# DIRECTION
Which lines hold the word "components"? Show each of them.

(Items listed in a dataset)
________________________

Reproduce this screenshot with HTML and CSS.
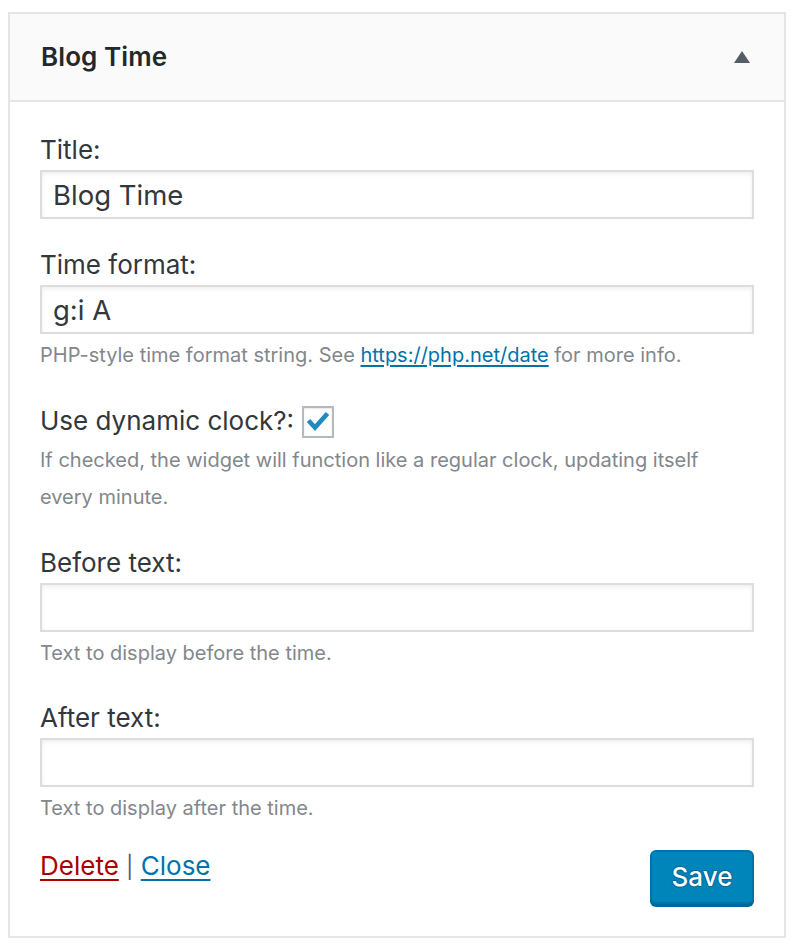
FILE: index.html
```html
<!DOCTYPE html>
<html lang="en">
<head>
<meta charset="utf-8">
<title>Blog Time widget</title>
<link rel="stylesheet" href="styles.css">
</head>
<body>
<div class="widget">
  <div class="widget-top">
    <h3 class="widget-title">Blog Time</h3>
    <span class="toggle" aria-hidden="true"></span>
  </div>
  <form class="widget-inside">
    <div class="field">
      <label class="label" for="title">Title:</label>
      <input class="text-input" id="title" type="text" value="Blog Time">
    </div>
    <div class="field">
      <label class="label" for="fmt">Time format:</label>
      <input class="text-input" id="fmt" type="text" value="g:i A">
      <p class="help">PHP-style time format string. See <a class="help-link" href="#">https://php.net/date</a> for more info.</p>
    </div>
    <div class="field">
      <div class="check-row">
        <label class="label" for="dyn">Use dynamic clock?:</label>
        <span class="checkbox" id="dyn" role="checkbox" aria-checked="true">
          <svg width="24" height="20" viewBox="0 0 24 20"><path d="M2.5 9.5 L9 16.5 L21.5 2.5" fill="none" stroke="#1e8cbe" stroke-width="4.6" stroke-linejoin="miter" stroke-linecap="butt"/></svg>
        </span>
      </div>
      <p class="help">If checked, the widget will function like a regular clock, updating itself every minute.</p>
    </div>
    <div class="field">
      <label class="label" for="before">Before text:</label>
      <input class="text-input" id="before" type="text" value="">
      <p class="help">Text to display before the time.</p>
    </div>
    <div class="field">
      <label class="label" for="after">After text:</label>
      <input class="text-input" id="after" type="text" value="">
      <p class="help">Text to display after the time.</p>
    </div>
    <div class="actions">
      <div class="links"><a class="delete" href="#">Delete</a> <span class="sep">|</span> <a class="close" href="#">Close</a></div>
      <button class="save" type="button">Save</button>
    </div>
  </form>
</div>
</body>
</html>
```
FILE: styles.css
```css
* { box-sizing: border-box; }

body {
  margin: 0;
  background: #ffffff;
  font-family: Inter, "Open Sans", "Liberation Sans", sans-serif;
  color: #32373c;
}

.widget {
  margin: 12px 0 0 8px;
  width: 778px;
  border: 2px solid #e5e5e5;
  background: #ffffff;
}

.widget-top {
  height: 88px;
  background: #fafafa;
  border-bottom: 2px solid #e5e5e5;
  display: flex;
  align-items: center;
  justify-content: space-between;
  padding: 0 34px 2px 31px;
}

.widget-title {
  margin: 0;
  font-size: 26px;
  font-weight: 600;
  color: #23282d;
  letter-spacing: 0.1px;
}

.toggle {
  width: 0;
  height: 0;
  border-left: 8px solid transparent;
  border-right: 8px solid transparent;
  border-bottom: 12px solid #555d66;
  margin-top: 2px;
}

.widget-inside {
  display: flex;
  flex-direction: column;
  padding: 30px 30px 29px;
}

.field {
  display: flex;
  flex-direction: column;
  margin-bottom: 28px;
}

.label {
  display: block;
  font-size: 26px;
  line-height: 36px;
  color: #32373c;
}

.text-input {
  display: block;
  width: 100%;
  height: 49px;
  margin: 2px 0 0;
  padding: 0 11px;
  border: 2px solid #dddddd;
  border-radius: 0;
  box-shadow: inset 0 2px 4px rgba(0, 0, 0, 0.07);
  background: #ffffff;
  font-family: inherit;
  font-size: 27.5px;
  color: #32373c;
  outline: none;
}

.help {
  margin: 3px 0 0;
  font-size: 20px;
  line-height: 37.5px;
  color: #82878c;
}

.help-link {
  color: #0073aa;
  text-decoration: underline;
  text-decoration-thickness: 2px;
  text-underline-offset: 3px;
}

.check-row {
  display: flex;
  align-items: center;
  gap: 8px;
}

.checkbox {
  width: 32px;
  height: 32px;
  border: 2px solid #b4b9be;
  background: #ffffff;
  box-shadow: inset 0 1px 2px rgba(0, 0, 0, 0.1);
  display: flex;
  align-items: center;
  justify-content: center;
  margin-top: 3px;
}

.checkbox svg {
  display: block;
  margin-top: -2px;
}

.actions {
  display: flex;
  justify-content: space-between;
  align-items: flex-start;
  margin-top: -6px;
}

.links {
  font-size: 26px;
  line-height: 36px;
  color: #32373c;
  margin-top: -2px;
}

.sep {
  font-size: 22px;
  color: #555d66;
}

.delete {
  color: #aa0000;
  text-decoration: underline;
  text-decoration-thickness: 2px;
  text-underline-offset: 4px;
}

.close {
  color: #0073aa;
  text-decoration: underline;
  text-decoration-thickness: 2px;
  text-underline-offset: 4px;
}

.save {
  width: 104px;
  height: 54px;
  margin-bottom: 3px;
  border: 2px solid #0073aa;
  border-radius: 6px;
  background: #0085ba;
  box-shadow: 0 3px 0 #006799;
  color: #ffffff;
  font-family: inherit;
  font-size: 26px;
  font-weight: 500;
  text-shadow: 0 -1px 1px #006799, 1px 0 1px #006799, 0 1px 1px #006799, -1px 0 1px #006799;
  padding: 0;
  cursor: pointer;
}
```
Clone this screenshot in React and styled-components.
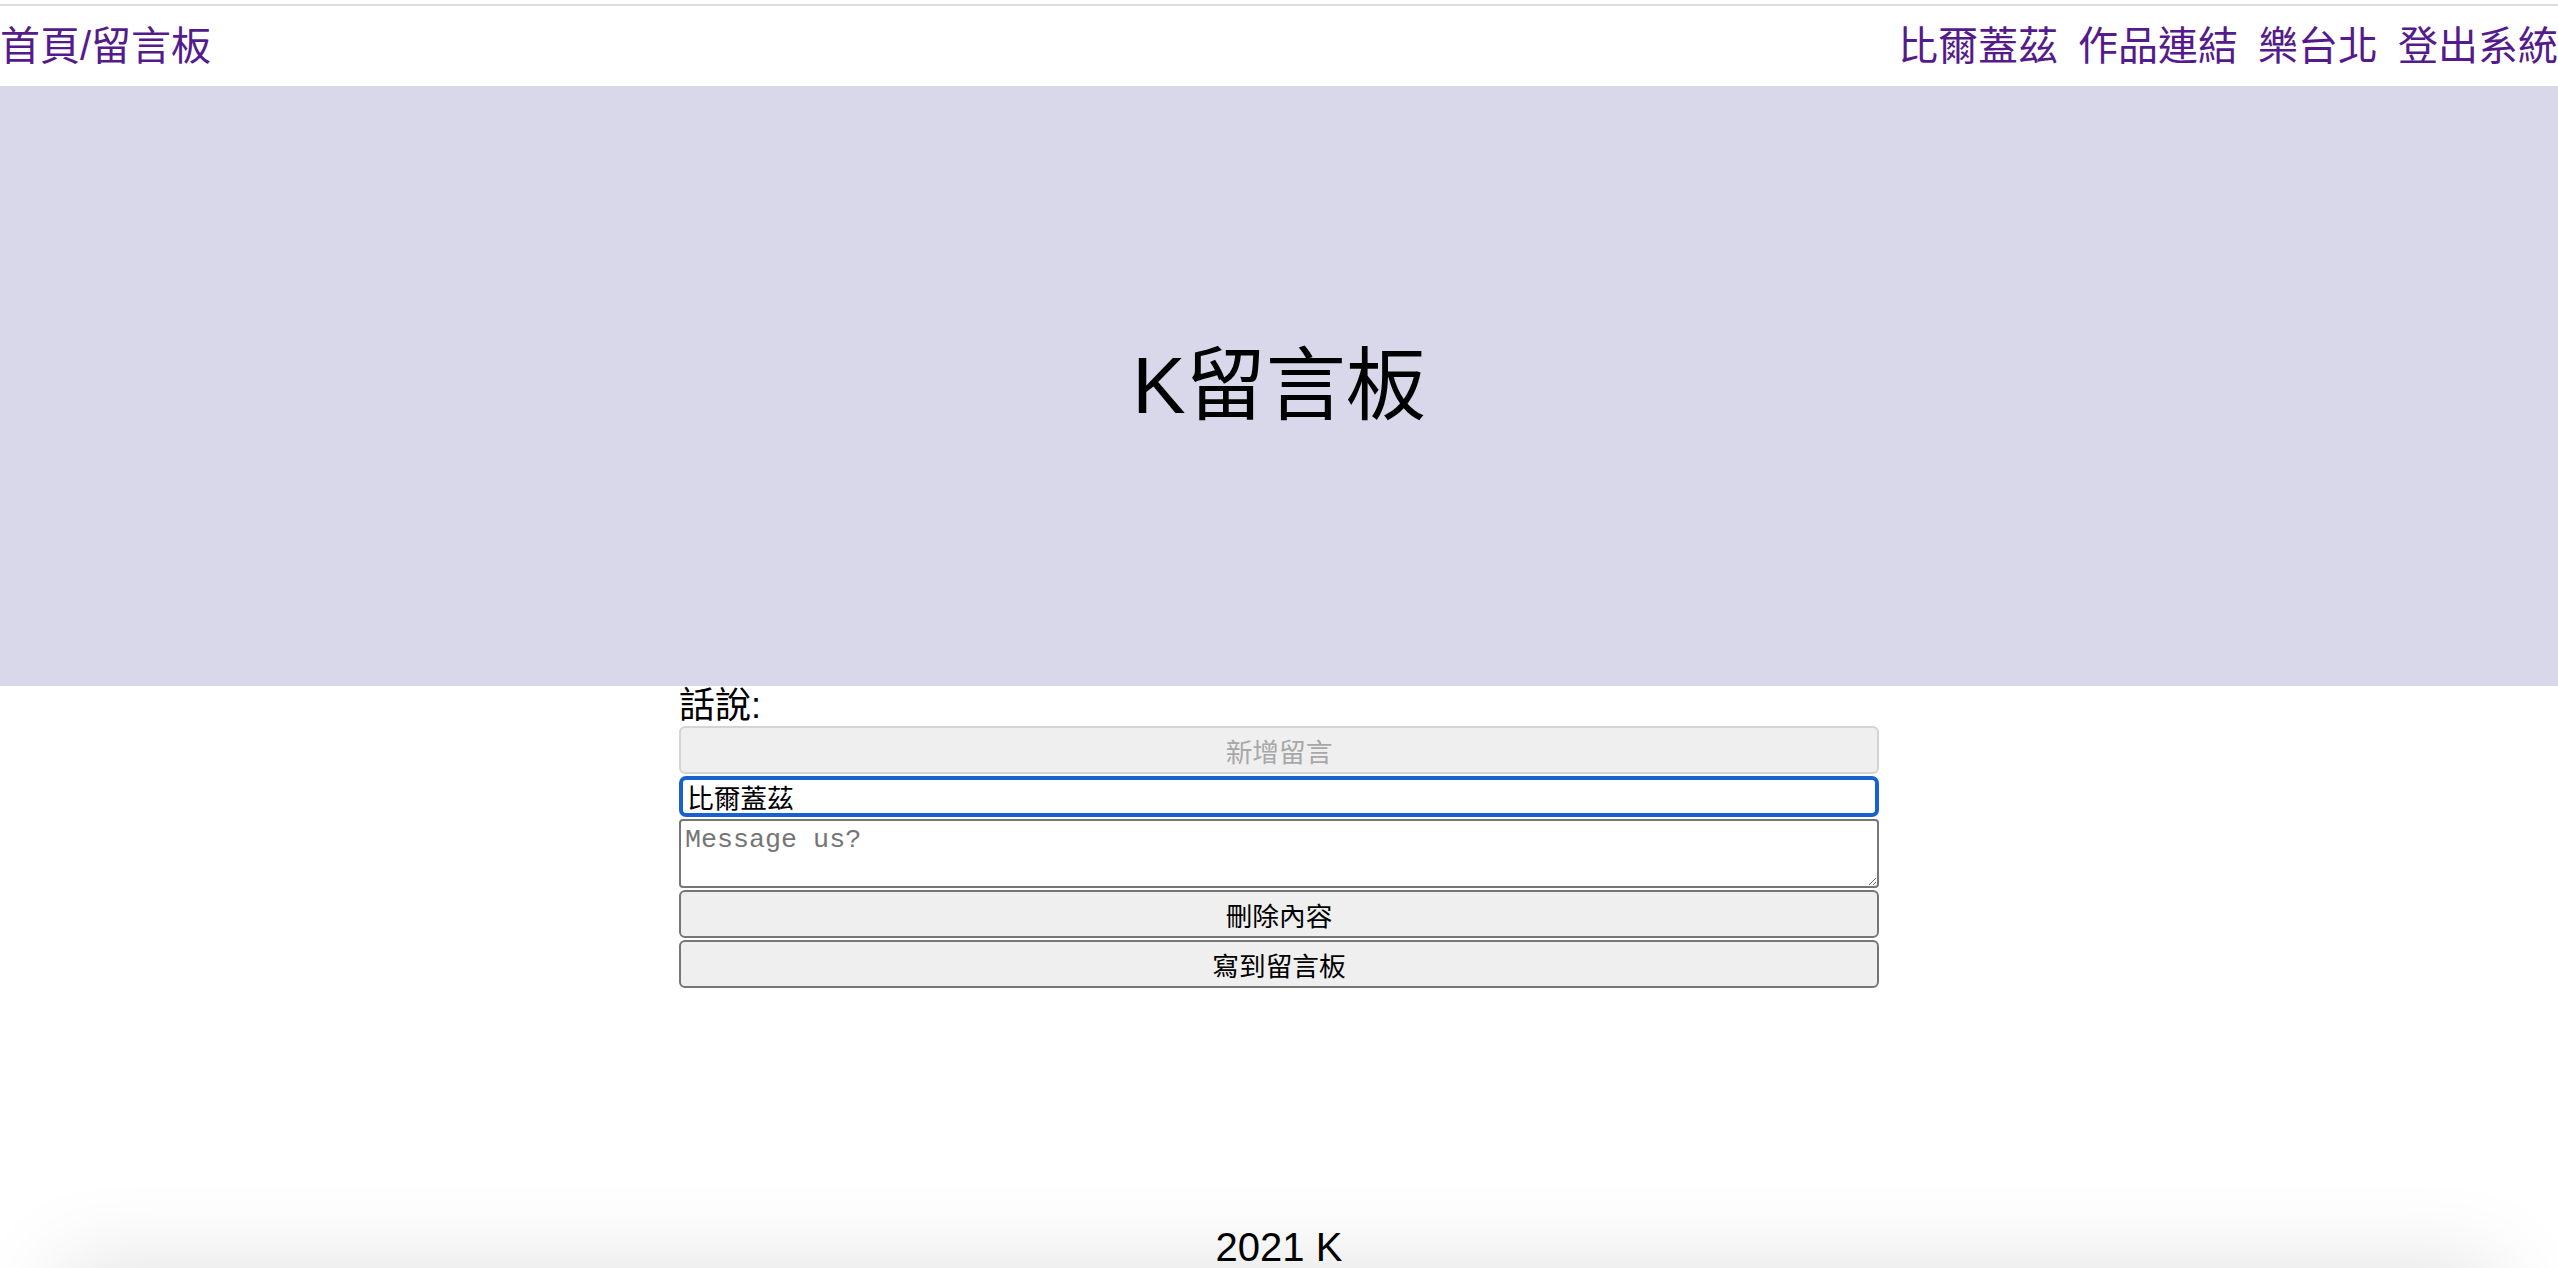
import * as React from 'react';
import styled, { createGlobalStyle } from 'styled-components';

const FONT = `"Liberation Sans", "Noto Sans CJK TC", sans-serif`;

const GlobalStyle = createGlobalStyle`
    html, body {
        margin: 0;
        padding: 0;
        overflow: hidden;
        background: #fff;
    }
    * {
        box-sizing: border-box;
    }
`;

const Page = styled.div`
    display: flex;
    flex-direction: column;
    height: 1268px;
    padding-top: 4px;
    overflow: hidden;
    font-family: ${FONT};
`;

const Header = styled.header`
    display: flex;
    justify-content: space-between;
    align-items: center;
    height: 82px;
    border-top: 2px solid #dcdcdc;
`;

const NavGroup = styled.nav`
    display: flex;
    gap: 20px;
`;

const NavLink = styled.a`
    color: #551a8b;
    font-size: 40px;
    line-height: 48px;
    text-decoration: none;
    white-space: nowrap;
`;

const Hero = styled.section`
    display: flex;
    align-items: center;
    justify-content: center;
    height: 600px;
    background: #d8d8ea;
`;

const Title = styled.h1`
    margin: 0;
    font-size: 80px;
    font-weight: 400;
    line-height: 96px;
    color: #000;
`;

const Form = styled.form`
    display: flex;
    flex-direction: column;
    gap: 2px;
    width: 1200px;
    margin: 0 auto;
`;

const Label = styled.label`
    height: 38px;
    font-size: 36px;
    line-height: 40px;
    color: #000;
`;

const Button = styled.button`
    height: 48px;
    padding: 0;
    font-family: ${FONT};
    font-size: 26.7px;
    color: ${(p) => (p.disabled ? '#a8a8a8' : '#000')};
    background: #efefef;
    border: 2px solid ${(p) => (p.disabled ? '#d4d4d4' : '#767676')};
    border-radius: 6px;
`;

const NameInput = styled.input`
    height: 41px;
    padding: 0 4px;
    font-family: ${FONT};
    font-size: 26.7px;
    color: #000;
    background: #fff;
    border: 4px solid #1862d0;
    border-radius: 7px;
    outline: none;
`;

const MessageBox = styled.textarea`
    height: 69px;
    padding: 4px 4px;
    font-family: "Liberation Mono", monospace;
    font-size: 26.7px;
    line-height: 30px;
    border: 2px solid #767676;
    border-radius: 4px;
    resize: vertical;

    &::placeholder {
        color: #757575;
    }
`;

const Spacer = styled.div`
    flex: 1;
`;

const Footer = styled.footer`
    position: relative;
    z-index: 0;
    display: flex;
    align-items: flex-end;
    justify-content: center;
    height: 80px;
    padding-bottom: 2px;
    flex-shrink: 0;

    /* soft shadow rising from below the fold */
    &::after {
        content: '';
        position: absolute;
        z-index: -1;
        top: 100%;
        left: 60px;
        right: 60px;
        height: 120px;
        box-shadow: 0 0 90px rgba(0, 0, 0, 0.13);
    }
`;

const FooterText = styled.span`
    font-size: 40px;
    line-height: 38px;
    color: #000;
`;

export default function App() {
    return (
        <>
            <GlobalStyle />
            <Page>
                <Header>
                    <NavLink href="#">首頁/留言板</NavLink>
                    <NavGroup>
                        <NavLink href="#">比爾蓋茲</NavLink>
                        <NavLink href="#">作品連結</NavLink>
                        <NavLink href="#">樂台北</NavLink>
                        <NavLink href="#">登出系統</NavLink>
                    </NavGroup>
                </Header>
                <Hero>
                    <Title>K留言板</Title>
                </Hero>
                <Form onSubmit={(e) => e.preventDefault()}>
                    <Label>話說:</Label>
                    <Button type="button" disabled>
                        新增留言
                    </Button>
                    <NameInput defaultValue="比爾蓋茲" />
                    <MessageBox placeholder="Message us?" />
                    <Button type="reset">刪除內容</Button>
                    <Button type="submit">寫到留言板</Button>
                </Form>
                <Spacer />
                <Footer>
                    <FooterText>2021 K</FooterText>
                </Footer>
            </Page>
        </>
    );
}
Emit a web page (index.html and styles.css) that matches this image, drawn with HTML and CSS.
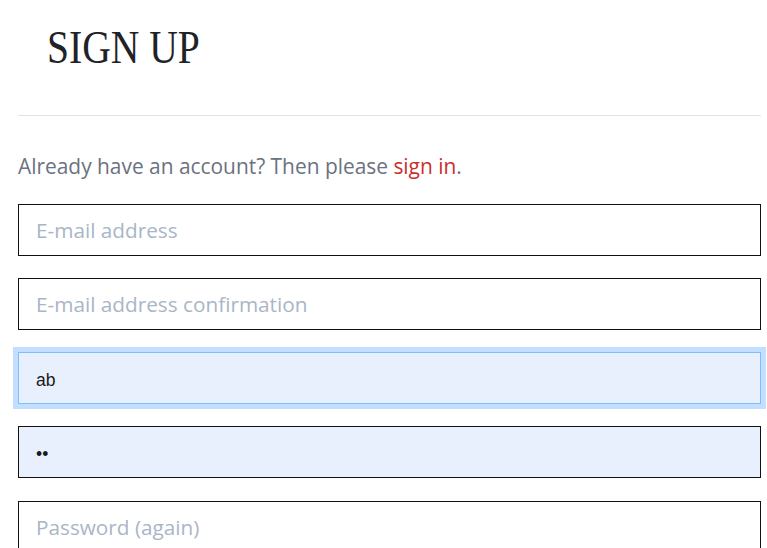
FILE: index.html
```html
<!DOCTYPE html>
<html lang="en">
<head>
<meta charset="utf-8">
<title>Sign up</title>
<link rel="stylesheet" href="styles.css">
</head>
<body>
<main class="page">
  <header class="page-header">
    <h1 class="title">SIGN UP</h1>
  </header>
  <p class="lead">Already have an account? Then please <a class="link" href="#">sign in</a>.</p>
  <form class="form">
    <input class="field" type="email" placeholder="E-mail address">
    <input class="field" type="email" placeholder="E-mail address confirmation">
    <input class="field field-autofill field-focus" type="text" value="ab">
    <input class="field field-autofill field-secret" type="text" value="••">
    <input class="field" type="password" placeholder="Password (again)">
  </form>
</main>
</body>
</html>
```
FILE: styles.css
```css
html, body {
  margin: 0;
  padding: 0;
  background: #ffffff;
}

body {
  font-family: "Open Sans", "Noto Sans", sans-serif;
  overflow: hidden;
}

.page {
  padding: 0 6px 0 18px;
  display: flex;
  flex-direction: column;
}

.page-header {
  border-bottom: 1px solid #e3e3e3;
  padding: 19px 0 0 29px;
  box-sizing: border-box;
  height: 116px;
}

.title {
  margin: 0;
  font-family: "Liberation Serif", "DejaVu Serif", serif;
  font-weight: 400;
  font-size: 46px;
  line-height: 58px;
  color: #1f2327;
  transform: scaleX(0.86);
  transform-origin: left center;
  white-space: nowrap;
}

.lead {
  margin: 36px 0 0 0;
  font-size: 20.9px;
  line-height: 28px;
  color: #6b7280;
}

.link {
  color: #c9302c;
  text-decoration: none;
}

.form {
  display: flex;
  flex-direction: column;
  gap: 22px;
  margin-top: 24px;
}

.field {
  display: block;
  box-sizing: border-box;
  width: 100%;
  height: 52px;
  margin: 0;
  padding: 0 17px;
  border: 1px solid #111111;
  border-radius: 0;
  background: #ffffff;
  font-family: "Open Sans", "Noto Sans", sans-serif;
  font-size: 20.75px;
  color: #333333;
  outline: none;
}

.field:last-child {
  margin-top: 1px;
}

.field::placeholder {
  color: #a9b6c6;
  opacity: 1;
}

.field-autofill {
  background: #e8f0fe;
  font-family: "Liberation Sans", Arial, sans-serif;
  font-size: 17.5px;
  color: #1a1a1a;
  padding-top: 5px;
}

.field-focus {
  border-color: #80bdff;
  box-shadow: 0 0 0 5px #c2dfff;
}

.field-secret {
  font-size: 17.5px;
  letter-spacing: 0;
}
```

________________________

# RESULT BELOW
Clone this screenshot in React and styled-components.
import styled, { createGlobalStyle } from 'styled-components';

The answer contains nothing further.